Generation and Conduction of Nerve Impulse

1. Resting potential maintained by Na⁺/K⁺ pump.
2. Action potential generated by influx of Na⁺ ions.
3. Impulse travels along axon; neurotransmitters relay signal across synapse.

6. Chemical Coordination and Regulation

Endocrine Glands and Hormones

1. Hypothalamus regulates pituitary gland activity.
2. Pituitary secretes growth hormone (GH), thyroid-stimulating hormone (TSH).
3. Thyroid produces thyroxine (T₄) for metabolism regulation.
4. Adrenal glands secrete adrenaline for stress response.
5. Pancreas secretes insulin for glucose regulation.

Mechanism of Hormone Action

Hormones bind to specific receptors on target cells to initiate cellular responses.

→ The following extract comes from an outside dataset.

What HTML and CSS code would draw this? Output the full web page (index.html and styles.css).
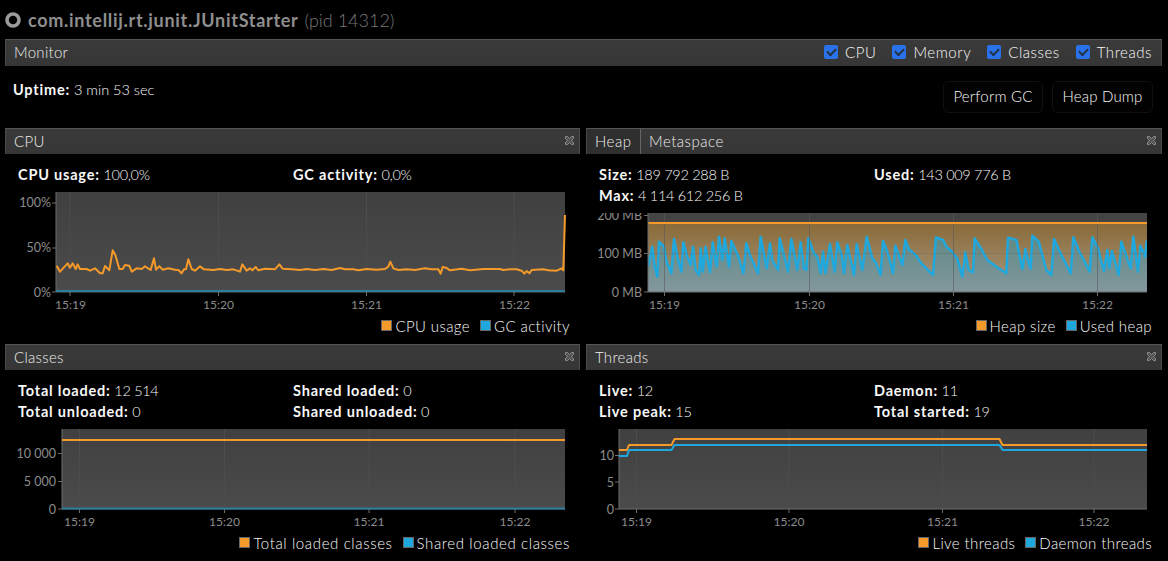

Disorders Related to Endocrine System

1. Dwarfism (GH deficiency).
2. Acromegaly (GH excess).
3. Cretinism (thyroxine deficiency in children).
4. Goiter (iodine deficiency).
5. Diabetes Mellitus (insulin deficiency).
6. Addison’s Disease (adrenal cortex insufficiency).

Key Diagrams

1. Structure of human heart showing chambers and valves.
2. Nephron structure explaining filtration process.
3. Sliding filament model for muscle contraction.

Summary

Human physiology integrates multiple systems working together to maintain homeostasis:

1. Respiratory system ensures oxygen supply and CO₂ removal.
2. Circulatory system transports nutrients and gases efficiently while regulating heart activity.
3. Excretory system eliminates waste products while maintaining water balance.
4. Locomotion involves coordinated movements supported by muscles and bones.
5. Nervous system controls voluntary/involuntary actions via neurons and impulses.
6. Endocrine system regulates metabolic activities through hormones acting as messengers.